The number of rapes and serious crimes committed against children in Cambodia rose by more than 10 percent last year, according to figures from the Child Protection Unit obtained yesterday.
The CPU, a joint initiative set up by the Cambodian Children’s Fund and the National Police in 2013, investigated 269 serious crimes against children aged 13.5 and under in 24 provinces in 2016, as well as homicides of children aged 15 and younger.
By comparison, there were 244 such investigations by the group in 2015 across 22 provinces. The figures paint a harrowing picture. Rapes were by far the most common recorded crime, having increased from 167 to 205, with victims as young as 2 years old.
“Although any increase is disappointing, what I will say is we expected that increase. There is now an increased faith and confidence in the policing system to report the crime,” CPU director James McCabe said.
“What I am very delighted in is the reduction in homicide. In 2015, it was almost 30, but we’ve got 21 now, so that’s a sign of the reduction in child murder.”
Battambang had the highest number of crimes at 36, with Siem Reap close behind at 34, but he commended both for their 90 percent arrest rates.
“We’re getting to a stage now – around 250 to 270 cases – where I think what’s being reported is close to what’s occurring,” he said.
Now that there was a clearer understanding of the extent of the crimes, he said the CPU would begin to look at causation and harm minimization this year by making a new database available to help NGOs target their programs.
Several other children’s rights groups also noted a rise in crimes against children last year.
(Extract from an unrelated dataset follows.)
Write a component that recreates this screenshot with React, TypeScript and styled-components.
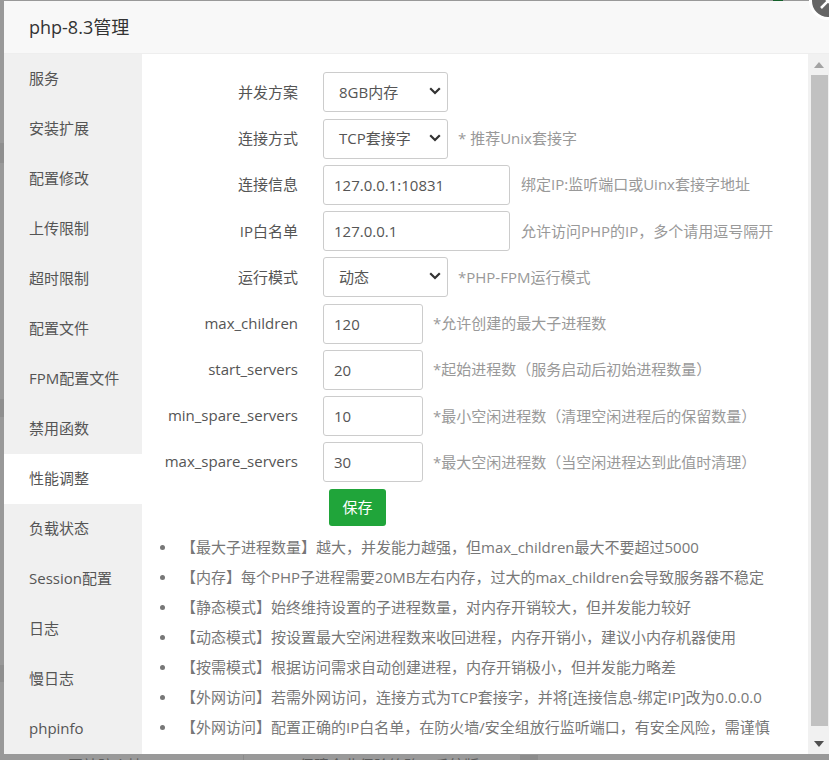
import { createGlobalStyle, styled } from 'styled-components'

const fontStack = `'Open Sans', 'Noto Sans CJK SC', sans-serif`

const GlobalStyle = createGlobalStyle`
    html, body {
        margin: 0;
        padding: 0;
        height: 760px;
        overflow: hidden;
        background: #999;
        font-family: ${fontStack};
    }
`

const Page = styled.div`
    position: relative;
    width: 829px;
    height: 760px;
    padding: 1px 0 0 4px;
    box-sizing: border-box;
    background: #999;
    overflow: hidden;
`

// the dimmed page that shows around the modal
const BackdropText = styled.span<{ $left: number }>`
    position: absolute;
    top: 755px;
    left: ${(p) => p.$left}px;
    font-size: 15px;
    line-height: 20px;
    color: #5c5c5c;
    white-space: nowrap;
`

const BackdropLine = styled.div`
    position: absolute;
    top: 755px;
    left: 243px;
    width: 1px;
    height: 5px;
    background: #8a8a8a;
`

const BackdropBlock = styled.div`
    position: absolute;
    top: 755px;
    left: 520px;
    width: 18px;
    height: 5px;
    background: #8c8c8c;
`

const BackdropBand = styled.div<{ $top: number; $h: number }>`
    position: absolute;
    left: 0;
    top: ${(p) => p.$top}px;
    width: 4px;
    height: ${(p) => p.$h}px;
    background: #8f8f8f;
`

const BackdropMark = styled.div`
    position: absolute;
    top: 0;
    left: 773px;
    width: 10px;
    height: 1px;
    background: #14602a;
`

const Modal = styled.div`
    position: relative;
    width: 825px;
    height: 753px;
    background: #fff;
    display: flex;
    flex-direction: column;
`

const Title = styled.div`
    height: 53px;
    flex: none;
    box-sizing: border-box;
    padding-left: 25px;
    line-height: 53px;
    font-size: 18px;
    color: #333;
    background: #f8f8f8;
    border-bottom: 1px solid #eee;
`

const Body = styled.div`
    flex: 1;
    display: flex;
    min-height: 0;
`

const Side = styled.div`
    width: 138px;
    flex: none;
    background: #f0f0f0;
`

const SideItem = styled.div<{ $active?: boolean }>`
    height: 50px;
    line-height: 48px;
    padding-left: 25px;
    font-size: 15px;
    color: #555;
    white-space: nowrap;
    background: ${(p) => (p.$active ? '#fff' : 'transparent')};
`

const Content = styled.div`
    flex: 1;
    box-sizing: border-box;
    padding-top: 18.3px;
    min-width: 0;
`

const Row = styled.div`
    display: flex;
    align-items: center;
    height: 40px;
    margin-bottom: 6.25px;
`

const Label = styled.label`
    width: 156px;
    margin-right: 25px;
    padding-bottom: 2px;
    flex: none;
    text-align: right;
    font-size: 15px;
    color: #555;
    white-space: nowrap;
`

const SelectBox = styled.div<{ $w: number }>`
    width: ${(p) => p.$w}px;
    height: 40px;
    box-sizing: border-box;
    display: flex;
    align-items: center;
    justify-content: space-between;
    padding: 0 6px 2px 15px;
    border: 1px solid #ccc;
    border-radius: 3px;
    font-size: 15px;
    color: #555;
`

const Input = styled.input<{ $w: number }>`
    width: ${(p) => p.$w}px;
    height: 40px;
    box-sizing: border-box;
    padding: 0 10px;
    border: 1px solid #ccc;
    border-radius: 3px;
    font: 15px ${fontStack};
    color: #555;
    outline: none;
`

const Hint = styled.span<{ $gap: number }>`
    margin-left: ${(p) => p.$gap}px;
    padding-bottom: 2px;
    font-size: 15px;
    color: #999;
    white-space: nowrap;
`

const SaveButton = styled.button`
    display: block;
    width: 57px;
    height: 37px;
    margin: 0 0 0 187px;
    padding: 0 0 2px;
    border: none;
    border-radius: 3px;
    background: #20a53a;
    color: #fff;
    font: 15px ${fontStack};
`

const Tips = styled.ul`
    margin: 7.5px 0 0;
    padding: 0 0 0 16px;
    list-style: none;
`

const Tip = styled.li`
    position: relative;
    height: 30px;
    line-height: 28px;
    padding-left: 23px;
    font-size: 15px;
    color: #777;
    white-space: nowrap;

    &::before {
        content: '';
        position: absolute;
        left: 2px;
        top: 12px;
        width: 5px;
        height: 5px;
        border-radius: 50%;
        background: #777;
    }
`

const Scrollbar = styled.div`
    width: 21px;
    flex: none;
    background: #f1f1f1;
    display: flex;
    flex-direction: column;
    align-items: center;
`

const ScrollArrow = styled.div`
    height: 21px;
    flex: none;
    display: flex;
    align-items: center;
    justify-content: center;
`

const ScrollThumb = styled.div`
    flex: 1;
    width: 17px;
    background: #c1c1c1;
    margin: 0 0 7px 1px;
`

const CloseButton = styled.div`
    position: absolute;
    top: -18px;
    left: 809px;
    width: 38px;
    height: 38px;
    box-sizing: border-box;
    border-radius: 50%;
    border: 3px solid #fff;
    background: #666;
    display: flex;
    align-items: center;
    justify-content: center;
`

const sideItems = [
    '服务',
    '安装扩展',
    '配置修改',
    '上传限制',
    '超时限制',
    '配置文件',
    'FPM配置文件',
    '禁用函数',
    '性能调整',
    '负载状态',
    'Session配置',
    '日志',
    '慢日志',
    'phpinfo',
]

const numberRows = [
    ['max_children', '120', '*允许创建的最大子进程数'],
    ['start_servers', '20', '*起始进程数（服务启动后初始进程数量）'],
    ['min_spare_servers', '10', '*最小空闲进程数（清理空闲进程后的保留数量）'],
    ['max_spare_servers', '30', '*最大空闲进程数（当空闲进程达到此值时清理）'],
]

const tips = [
    '【最大子进程数量】越大，并发能力越强，但max_children最大不要超过5000',
    '【内存】每个PHP子进程需要20MB左右内存，过大的max_children会导致服务器不稳定',
    '【静态模式】始终维持设置的子进程数量，对内存开销较大，但并发能力较好',
    '【动态模式】按设置最大空闲进程数来收回进程，内存开销小，建议小内存机器使用',
    '【按需模式】根据访问需求自动创建进程，内存开销极小，但并发能力略差',
    '【外网访问】若需外网访问，连接方式为TCP套接字，并将[连接信息-绑定IP]改为0.0.0.0',
    '【外网访问】配置正确的IP白名单，在防火墙/安全组放行监听端口，有安全风险，需谨慎',
]

const Chevron = () => (
    <svg width="12" height="8" viewBox="0 0 12 8">
        <path d="M1.2 1.2 6 6l4.8-4.8" fill="none" stroke="#333" strokeWidth="2.2" />
    </svg>
)

const Select = ({ w, children }: { w: number; children: string }) => (
    <SelectBox $w={w}>
        <span>{children}</span>
        <Chevron />
    </SelectBox>
)

export default function App() {
    return (
        <Page>
            <GlobalStyle />
            <BackdropBand $top={143} $h={20} />
            <BackdropBand $top={399} $h={18} />
            <BackdropBand $top={665} $h={17} />
            <BackdropMark />
            <BackdropText $left={68}>网站防火墙</BackdropText>
            <BackdropLine />
            <BackdropText $left={299}>保障企业保险策略，系统版</BackdropText>
            <BackdropBlock />
            <Modal>
                <Title>php-8.3管理</Title>
                <Body>
                    <Side>
                        {sideItems.map((s) => (
                            <SideItem key={s} $active={s === '性能调整'}>
                                {s}
                            </SideItem>
                        ))}
                    </Side>
                    <Content>
                        <Row>
                            <Label>并发方案</Label>
                            <Select w={125}>8GB内存</Select>
                        </Row>
                        <Row>
                            <Label>连接方式</Label>
                            <Select w={125}>TCP套接字</Select>
                            <Hint $gap={10}>* 推荐Unix套接字</Hint>
                        </Row>
                        <Row>
                            <Label>连接信息</Label>
                            <Input $w={187} defaultValue="127.0.0.1:10831" />
                            <Hint $gap={11}>绑定IP:监听端口或Uinx套接字地址</Hint>
                        </Row>
                        <Row>
                            <Label>IP白名单</Label>
                            <Input $w={187} defaultValue="127.0.0.1" />
                            <Hint $gap={11}>允许访问PHP的IP，多个请用逗号隔开</Hint>
                        </Row>
                        <Row>
                            <Label>运行模式</Label>
                            <Select w={125}>动态</Select>
                            <Hint $gap={10}>*PHP-FPM运行模式</Hint>
                        </Row>
                        {numberRows.map(([name, value, hint]) => (
                            <Row key={name}>
                                <Label>{name}</Label>
                                <Input $w={100} defaultValue={value} />
                                <Hint $gap={10}>{hint}</Hint>
                            </Row>
                        ))}
                        <SaveButton>保存</SaveButton>
                        <Tips>
                            {tips.map((t) => (
                                <Tip key={t}>{t}</Tip>
                            ))}
                        </Tips>
                    </Content>
                    <Scrollbar>
                        <ScrollArrow>
                            <svg width="10" height="6" viewBox="0 0 10 6">
                                <path d="M5 0 10 6H0z" fill="#a3a3a3" />
                            </svg>
                        </ScrollArrow>
                        <ScrollThumb />
                        <ScrollArrow>
                            <svg width="10" height="6" viewBox="0 0 10 6">
                                <path d="M0 0h10L5 6z" fill="#505050" />
                            </svg>
                        </ScrollArrow>
                    </Scrollbar>
                </Body>
            </Modal>
            <CloseButton>
                <svg width="20" height="20" viewBox="0 0 20 20">
                    <path d="M3 3 17 17M17 3 3 17" stroke="#fff" strokeWidth="2.5" />
                </svg>
            </CloseButton>
        </Page>
    )
}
Pat Ponnary, executive director at Banteay Srei, which has shelters in Battambang and Siem Reap, said she had noticed a slight increase and concurred that more people were confident to report the crimes.
“In the past, the parents were not brave or did not show their intention to file a complaint at the court, because they were afraid about the stigma and discrimination towards their children,” she said.
But not all were as optimistic as McCabe that those cases were being resolved. World Vision’s campaign manager Lyda Chea said their monitoring also saw an uptick in crimes. “Around 50 percent of them are unresolved, which could mean there was an informal settlement or the perpetrator was not caught,” she said.
“Our experience shows that people are increasingly aware of their responsibility to report incidents of violence against children, but this does not appear to be translating into actual reporting,” she said.
“Children are still perceived to be the property of adults, with limited rights, which means they can become victim of violence more easily.”
She added there needs to be better enforcement of penalties, which is currently “dramatically undermined through the growing practice of ‘reconciling’ cases through informal cash settlements rather than accessing the justice system”.
Cambodian Center for Human Rights’s fair trial rights project coordinator Hun Seanghak agreed that cases need to not only be investigated by police, but also prosecuted in a court of law.
“Ensuring that perpetrators are brought to justice, by courts that operate impartially, transparently and effectively, is essential for reducing the occurrence of these horrific crimes,” he said.
Ministry of Justice spokesman Chin Malin said the recent dissemination of the newly adopted Juvenile Justice Law should ensure police never settle rape cases with cash, though he admitted that capacity and awareness were still lacking.